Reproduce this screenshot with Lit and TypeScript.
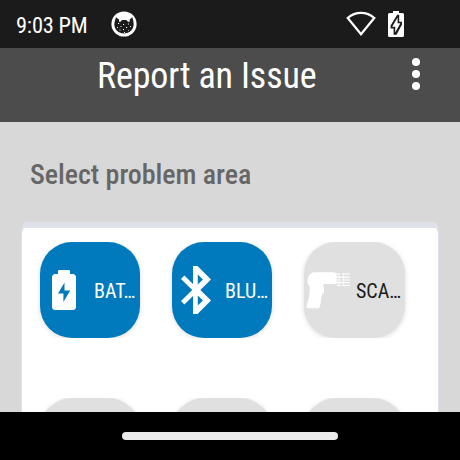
import { LitElement, html, svg, css, nothing } from "lit";
import { customElement, property } from "lit/decorators.js";
import { classMap } from "lit/directives/class-map.js";

const batteryIcon = svg`<svg class="battery" width="24" height="40" viewBox="0 0 24 40">
  <path fill="#fff" fill-rule="evenodd" d="M6 1.2Q6 0 7.2 0H16.8Q18 0 18 1.2V4H20.5Q24 4 24 7.5V36.5Q24 40 20.5 40H3.5Q0 40 0 36.5V7.5Q0 4 3.5 4H6ZM12.5 12.5L6 23.5H11.4V32L18.2 20.5H12.5Z"/>
</svg>`;

const bluetoothIcon = svg`<svg class="bluetooth" width="30" height="48" viewBox="0 0 30 48">
  <path fill="#fff" fill-rule="evenodd" d="M12 0H16.5L30 13.5L19.4 24L30 34.5L16.5 48H12V30L3.4 38.5L0 35.1L11.2 24L0 12.9L3.4 9.5L12 18ZM16.8 8.6V18.4L21.9 13.5ZM16.8 29.6V39.4L21.9 34.5Z"/>
</svg>`;

const scannerIcon = svg`<svg class="scanner" width="44" height="37" viewBox="0 0 44 37">
  <path fill="#fff" d="M9 .3H28L30.5 1.5V12H17.6C16.6 18 15.8 24 14.6 31C14 35 13.4 36.3 11.5 36.3H2.5C.5 36.3 0 35 .8 33C3.5 26 3.8 20 3.6 13.8C1.8 12.5 1.2 10.7 1.8 7.5C2.5 3 5 .3 9 .3Z"/>
  <path fill="#fff" d="M16.4 15H18V19.5L17.3 21.7H15.8Z"/>
  <path stroke="#fff" stroke-width="1.2" d="M28 2H34M36 2H44M28 5.2H44M30 8H35M36 8H44M28 10.7H44M31 13.5H35M36 13.5H44"/>
  <path stroke="#fff" stroke-width=".6" d="M33 1V14M37.5 1V14"/>
</svg>`;

@customElement("status-bar")
class StatusBar extends LitElement {
  static styles = css`
    :host { display: flex; height: 48px; background: #1b1b1b; color: #fff; align-items: center; box-sizing: border-box; padding: 0 56px 0 16px; }
    .time { font-size: 22.4px; letter-spacing: -.2px; line-height: 48px; width: 95px; white-space: nowrap; padding-top: 2px; box-sizing: border-box; }
    .gap { flex: 1; }
    .wifi { margin-right: 12px; }
    svg { display: block; flex: none; }
  `;
  render() {
    return html`
      <div class="time">9:03 PM</div>
      <svg width="26" height="26" viewBox="0 0 26 26">
        <circle cx="13" cy="13" r="12.6" fill="#fff"/>
        <path fill="#1b1b1b" d="M5 6.2L8 8.5V10.8H9.5L11 9H15.5L17 10.8H18.7V8.5L21.3 6.2L22.2 9.3L22.7 13C22.7 18.5 18.5 22.5 13 22.5C7.5 22.5 3.3 18.5 3.3 13L4 9.3Z"/>
        <path fill="#fff" d="M7 12h1.2v.9H7zM12 13h1.1v1H12zM17 12.5h.9v1h-.9zM9.5 15h.9v.9h-.9zM15 16h1.1v.9H15zM19 15h.9v1h-.9zM6 16h.9v.9H6zM12 18h1v.9H12zM8.5 18.5h.9v.9h-.9zM17 19h.8v.8h-.8zM13 21h.9v.9h-.9z"/>
      </svg>
      <div class="gap"></div>
      <svg class="wifi" width="30" height="26" viewBox="0 0 30 26">
        <path fill="none" stroke="#fff" stroke-width="2.3" d="M1.7 7C9.5 .2 20.5 .2 28.3 7L15 23.2Z"/>
      </svg>
      <svg width="16" height="26" viewBox="0 0 16 26">
        <path fill="#fff" d="M5 0H11V2H14.5Q16 2 16 3.5V24.5Q16 26 14.5 26H1.5Q0 26 0 24.5V3.5Q0 2 1.5 2H5Z"/>
        <path fill="#1b1b1b" d="M9.2 3.8H11.2V10.8H14V13.5L8.5 23.8H5.6V17.5H2.6V14.5Z"/>
        <path fill="#fff" d="M9.6 6.5V12.3H12.4L7.2 21.5V15.8H4.2Z"/>
      </svg>`;
  }
}

@customElement("app-header")
class AppHeader extends LitElement {
  static styles = css`
    :host { display: grid; grid-template-columns: 97px 1fr 8px 40px; height: 74px; background: #4c4c4c; color: #fff; }
    .title { grid-column: 2; font-size: 36px; letter-spacing: -.15px; line-height: 42px; padding-top: 7px; white-space: nowrap; }
    .more { display: flex; flex-direction: column; gap: 4px; padding-top: 10px; }
    .dot { width: 8px; height: 8px; border-radius: 50%; background: #fff; }
  `;
  render() {
    return html`<div class="title">Report an Issue</div>
      <div class="more"><i class="dot"></i><i class="dot"></i><i class="dot"></i></div>`;
  }
}

@customElement("problem-tile")
class ProblemTile extends LitElement {
  static styles = css`
    :host { display: block; overflow: hidden; height: 96px; padding: 0 6px; margin: 0 -6px; }
    .tile { display: flex; align-items: center; box-sizing: border-box; height: 96px; border-radius: 32px; background: #e0e0e0; color: #1b1b1b; box-shadow: 0 1px 5px rgba(0,0,0,.14); }
    .selected { background: #007abc; color: #fff; }
    .icon { display: flex; width: 52px; flex: none; }
    .selected .icon { width: 53px; }
    .selected .icon-battery { width: 54px; }
    .label { font-size: 20px; line-height: 24px; padding-top: 2px; white-space: nowrap; }
    .battery { margin-left: 12px; }
    .bluetooth { margin-left: 9px; }
    .scanner { margin-left: 2px; }
    svg { display: block; }
  `;
  @property() kind = "";
  @property() label = "";
  @property({ type: Boolean }) selected = false;
  render() {
    const icon = this.kind === "battery" ? batteryIcon : this.kind === "bluetooth" ? bluetoothIcon : this.kind === "scanner" ? scannerIcon : nothing;
    return html`<div class=${classMap({ tile: true, selected: this.selected })}>
      <div class=${classMap({ icon: true, "icon-battery": this.kind === "battery" })}>${icon}</div><div class="label">${this.label}</div>
    </div>`;
  }
}

@customElement("app-root")
class AppRoot extends LitElement {
  static styles = css`
    :host { display: flex; flex-direction: column; width: 460px; height: 460px; overflow: hidden; background: #d8d8d8; font-family: "Roboto Condensed", Roboto, sans-serif; font-stretch: 75%; }
    main { flex: 1; min-height: 0; overflow: hidden; padding: 0 21px; }
    h1 { margin: 0; padding: 36px 0 0 9px; height: 64px; font-size: 28px; letter-spacing: -.05px; line-height: 34px; font-weight: 500; color: #666; white-space: nowrap; }
    .card { box-sizing: border-box; height: 300px; background: #fff; border: 1px solid #dfe1ea; border-top-width: 6px; border-radius: 4px 4px 0 0 / 14px 14px 0 0; padding: 14px 18px; }
    .grid { display: grid; grid-template-columns: 100px 100px 101px; column-gap: 32px; row-gap: 60px; }
    nav { height: 48px; flex: none; background: #000; display: grid; place-items: center; }
    .handle { width: 216px; height: 8px; border-radius: 4px; background: #ebebeb; }
  `;
  render() {
    return html`<status-bar></status-bar><app-header></app-header>
      <main>
        <h1>Select problem area</h1>
        <section class="card"><div class="grid">
          <problem-tile kind="battery" label="BAT…" selected></problem-tile>
          <problem-tile kind="bluetooth" label="BLU…" selected></problem-tile>
          <problem-tile kind="scanner" label="SCA…"></problem-tile>
          <problem-tile></problem-tile><problem-tile></problem-tile><problem-tile></problem-tile>
        </div></section>
      </main>
      <nav><div class="handle"></div></nav>`;
  }
}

--------------------

Quote the data above in full and without alteration; skip the pictures.

Reproduce this screenshot with Lit and TypeScript.
import { LitElement, html, svg, css, nothing } from "lit";
import { customElement, property } from "lit/decorators.js";
import { classMap } from "lit/directives/class-map.js";

const batteryIcon = svg`<svg class="battery" width="24" height="40" viewBox="0 0 24 40">
  <path fill="#fff" fill-rule="evenodd" d="M6 1.2Q6 0 7.2 0H16.8Q18 0 18 1.2V4H20.5Q24 4 24 7.5V36.5Q24 40 20.5 40H3.5Q0 40 0 36.5V7.5Q0 4 3.5 4H6ZM12.5 12.5L6 23.5H11.4V32L18.2 20.5H12.5Z"/>
</svg>`;

const bluetoothIcon = svg`<svg class="bluetooth" width="30" height="48" viewBox="0 0 30 48">
  <path fill="#fff" fill-rule="evenodd" d="M12 0H16.5L30 13.5L19.4 24L30 34.5L16.5 48H12V30L3.4 38.5L0 35.1L11.2 24L0 12.9L3.4 9.5L12 18ZM16.8 8.6V18.4L21.9 13.5ZM16.8 29.6V39.4L21.9 34.5Z"/>
</svg>`;

const scannerIcon = svg`<svg class="scanner" width="44" height="37" viewBox="0 0 44 37">
  <path fill="#fff" d="M9 .3H28L30.5 1.5V12H17.6C16.6 18 15.8 24 14.6 31C14 35 13.4 36.3 11.5 36.3H2.5C.5 36.3 0 35 .8 33C3.5 26 3.8 20 3.6 13.8C1.8 12.5 1.2 10.7 1.8 7.5C2.5 3 5 .3 9 .3Z"/>
  <path fill="#fff" d="M16.4 15H18V19.5L17.3 21.7H15.8Z"/>
  <path stroke="#fff" stroke-width="1.2" d="M28 2H34M36 2H44M28 5.2H44M30 8H35M36 8H44M28 10.7H44M31 13.5H35M36 13.5H44"/>
  <path stroke="#fff" stroke-width=".6" d="M33 1V14M37.5 1V14"/>
</svg>`;

@customElement("status-bar")
class StatusBar extends LitElement {
  static styles = css`
    :host { display: flex; height: 48px; background: #1b1b1b; color: #fff; align-items: center; box-sizing: border-box; padding: 0 56px 0 16px; }
    .time { font-size: 22.4px; letter-spacing: -.2px; line-height: 48px; width: 95px; white-space: nowrap; padding-top: 2px; box-sizing: border-box; }
    .gap { flex: 1; }
    .wifi { margin-right: 12px; }
    svg { display: block; flex: none; }
  `;
  render() {
    return html`
      <div class="time">9:03 PM</div>
      <svg width="26" height="26" viewBox="0 0 26 26">
        <circle cx="13" cy="13" r="12.6" fill="#fff"/>
        <path fill="#1b1b1b" d="M5 6.2L8 8.5V10.8H9.5L11 9H15.5L17 10.8H18.7V8.5L21.3 6.2L22.2 9.3L22.7 13C22.7 18.5 18.5 22.5 13 22.5C7.5 22.5 3.3 18.5 3.3 13L4 9.3Z"/>
        <path fill="#fff" d="M7 12h1.2v.9H7zM12 13h1.1v1H12zM17 12.5h.9v1h-.9zM9.5 15h.9v.9h-.9zM15 16h1.1v.9H15zM19 15h.9v1h-.9zM6 16h.9v.9H6zM12 18h1v.9H12zM8.5 18.5h.9v.9h-.9zM17 19h.8v.8h-.8zM13 21h.9v.9h-.9z"/>
      </svg>
      <div class="gap"></div>
      <svg class="wifi" width="30" height="26" viewBox="0 0 30 26">
        <path fill="none" stroke="#fff" stroke-width="2.3" d="M1.7 7C9.5 .2 20.5 .2 28.3 7L15 23.2Z"/>
      </svg>
      <svg width="16" height="26" viewBox="0 0 16 26">
        <path fill="#fff" d="M5 0H11V2H14.5Q16 2 16 3.5V24.5Q16 26 14.5 26H1.5Q0 26 0 24.5V3.5Q0 2 1.5 2H5Z"/>
        <path fill="#1b1b1b" d="M9.2 3.8H11.2V10.8H14V13.5L8.5 23.8H5.6V17.5H2.6V14.5Z"/>
        <path fill="#fff" d="M9.6 6.5V12.3H12.4L7.2 21.5V15.8H4.2Z"/>
      </svg>`;
  }
}

@customElement("app-header")
class AppHeader extends LitElement {
  static styles = css`
    :host { display: grid; grid-template-columns: 97px 1fr 8px 40px; height: 74px; background: #4c4c4c; color: #fff; }
    .title { grid-column: 2; font-size: 36px; letter-spacing: -.15px; line-height: 42px; padding-top: 7px; white-space: nowrap; }
    .more { display: flex; flex-direction: column; gap: 4px; padding-top: 10px; }
    .dot { width: 8px; height: 8px; border-radius: 50%; background: #fff; }
  `;
  render() {
    return html`<div class="title">Report an Issue</div>
      <div class="more"><i class="dot"></i><i class="dot"></i><i class="dot"></i></div>`;
  }
}

@customElement("problem-tile")
class ProblemTile extends LitElement {
  static styles = css`
    :host { display: block; overflow: hidden; height: 96px; padding: 0 6px; margin: 0 -6px; }
    .tile { display: flex; align-items: center; box-sizing: border-box; height: 96px; border-radius: 32px; background: #e0e0e0; color: #1b1b1b; box-shadow: 0 1px 5px rgba(0,0,0,.14); }
    .selected { background: #007abc; color: #fff; }
    .icon { display: flex; width: 52px; flex: none; }
    .selected .icon { width: 53px; }
    .selected .icon-battery { width: 54px; }
    .label { font-size: 20px; line-height: 24px; padding-top: 2px; white-space: nowrap; }
    .battery { margin-left: 12px; }
    .bluetooth { margin-left: 9px; }
    .scanner { margin-left: 2px; }
    svg { display: block; }
  `;
  @property() kind = "";
  @property() label = "";
  @property({ type: Boolean }) selected = false;
  render() {
    const icon = this.kind === "battery" ? batteryIcon : this.kind === "bluetooth" ? bluetoothIcon : this.kind === "scanner" ? scannerIcon : nothing;
    return html`<div class=${classMap({ tile: true, selected: this.selected })}>
      <div class=${classMap({ icon: true, "icon-battery": this.kind === "battery" })}>${icon}</div><div class="label">${this.label}</div>
    </div>`;
  }
}

@customElement("app-root")
class AppRoot extends LitElement {
  static styles = css`
    :host { display: flex; flex-direction: column; width: 460px; height: 460px; overflow: hidden; background: #d8d8d8; font-family: "Roboto Condensed", Roboto, sans-serif; font-stretch: 75%; }
    main { flex: 1; min-height: 0; overflow: hidden; padding: 0 21px; }
    h1 { margin: 0; padding: 36px 0 0 9px; height: 64px; font-size: 28px; letter-spacing: -.05px; line-height: 34px; font-weight: 500; color: #666; white-space: nowrap; }
    .card { box-sizing: border-box; height: 300px; background: #fff; border: 1px solid #dfe1ea; border-top-width: 6px; border-radius: 4px 4px 0 0 / 14px 14px 0 0; padding: 14px 18px; }
    .grid { display: grid; grid-template-columns: 100px 100px 101px; column-gap: 32px; row-gap: 60px; }
    nav { height: 48px; flex: none; background: #000; display: grid; place-items: center; }
    .handle { width: 216px; height: 8px; border-radius: 4px; background: #ebebeb; }
  `;
  render() {
    return html`<status-bar></status-bar><app-header></app-header>
      <main>
        <h1>Select problem area</h1>
        <section class="card"><div class="grid">
          <problem-tile kind="battery" label="BAT…" selected></problem-tile>
          <problem-tile kind="bluetooth" label="BLU…" selected></problem-tile>
          <problem-tile kind="scanner" label="SCA…"></problem-tile>
          <problem-tile></problem-tile><problem-tile></problem-tile><problem-tile></problem-tile>
        </div></section>
      </main>
      <nav><div class="handle"></div></nav>`;
  }
}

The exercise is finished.